Ben Bernanke Saved Whose World?


Secrets Of The Federal Reserve

President Obama has re-nominated Ben Bernanke to sit as Chairman of the Federal Reserve for another four-year term, following glowing praises of Bernanke’s supposed financial genius in most of the media for his handling of the current economic crisis, while Obama himself has suggested that Bernanke helped save the US from another Great Depression.

Paul Amery commented the other day at Seeking Alpha that:

Federal Reserve Chairman Ben Bernanke’s speech to the Jackson Hole symposium, delivered on Friday, has already been dubbed a “we saved the world” declaration by some commentators.    

In fairness to Bernanke, nowhere in his remarks does he make such a grandiloquent claim, unlike British Prime Minister Brown, who did just that last December in the U.K. parliament.

However, underlying Bernanke’s narrative of events is the U.S. central bank’s conviction that the panic that hit global markets last fall was a kind of act of God, a phenomenon that was “collectively irrational”, and which the Fed contained by its policy of “lending freely against sound collateral.”

Is this fair, or does Bernanke’s speech signify that U.S. policymakers have understood nothing and learned nothing?

[snip]

Bernanke asserts in the final paragraph of his speech that “we have avoided the worst”. He may be right, but I wouldn’t bet on it. I’m more inclined to agree with Willem Buiter, who wrote recently in the Financial Times that “[t]he US Treasury, the Congress, the Fed and the other financial regulators have, through their behaviour since August 2007, confirmed and re-inforced the incentives for excessive risk taking by crossborder banks and any other financial institution deemed too systemically important to fail. The groundwork for the next financial boom and bust cycle, worse than what we are just emerging from, has been put in place.

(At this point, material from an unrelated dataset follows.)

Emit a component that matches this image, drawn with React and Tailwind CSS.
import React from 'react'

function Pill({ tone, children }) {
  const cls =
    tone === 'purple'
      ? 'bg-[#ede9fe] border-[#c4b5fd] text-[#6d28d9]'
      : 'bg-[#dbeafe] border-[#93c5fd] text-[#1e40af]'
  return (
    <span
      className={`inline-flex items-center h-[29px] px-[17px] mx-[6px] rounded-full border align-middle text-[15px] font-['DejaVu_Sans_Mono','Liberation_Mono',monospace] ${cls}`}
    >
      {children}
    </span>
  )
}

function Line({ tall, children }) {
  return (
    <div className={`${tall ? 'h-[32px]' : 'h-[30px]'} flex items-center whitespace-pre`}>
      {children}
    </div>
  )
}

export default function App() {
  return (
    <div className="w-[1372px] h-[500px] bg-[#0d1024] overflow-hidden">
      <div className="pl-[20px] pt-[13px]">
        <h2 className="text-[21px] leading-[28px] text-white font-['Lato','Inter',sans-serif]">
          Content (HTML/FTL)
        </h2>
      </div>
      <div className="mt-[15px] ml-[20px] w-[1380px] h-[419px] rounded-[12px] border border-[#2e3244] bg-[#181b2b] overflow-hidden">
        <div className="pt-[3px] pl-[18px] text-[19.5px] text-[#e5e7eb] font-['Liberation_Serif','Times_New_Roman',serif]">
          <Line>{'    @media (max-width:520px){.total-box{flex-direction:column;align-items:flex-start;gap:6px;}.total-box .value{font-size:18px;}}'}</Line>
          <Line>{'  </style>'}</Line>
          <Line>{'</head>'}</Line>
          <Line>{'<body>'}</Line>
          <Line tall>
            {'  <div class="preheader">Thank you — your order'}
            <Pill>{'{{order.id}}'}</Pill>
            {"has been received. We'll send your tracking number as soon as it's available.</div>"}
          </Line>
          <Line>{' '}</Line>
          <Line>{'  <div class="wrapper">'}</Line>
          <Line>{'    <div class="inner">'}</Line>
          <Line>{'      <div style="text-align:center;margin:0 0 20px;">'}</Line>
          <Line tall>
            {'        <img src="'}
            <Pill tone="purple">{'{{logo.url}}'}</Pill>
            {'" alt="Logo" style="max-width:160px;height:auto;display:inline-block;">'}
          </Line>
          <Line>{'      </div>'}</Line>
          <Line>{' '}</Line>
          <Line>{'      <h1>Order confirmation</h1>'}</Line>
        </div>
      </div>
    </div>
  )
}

So exactly whose world has Bernanke “saved”, if anyones?

Robert Pollin is Professor of Economics at the University of Massachusetts in Amherst. He is the founding co-director of the Political Economy Research Institute (PERI).  His research centers on macroeconomics, conditions for low-wage workers in the U.S. and globally, the analysis of financial markets, and the economics of building a clean-energy economy in the U.S. His books include A Measure of Fairness: The Economics of Living Wages and Minimum Wages in the US and Contours of Descent: US Economic Fractures and the Landscape of Global Austerity.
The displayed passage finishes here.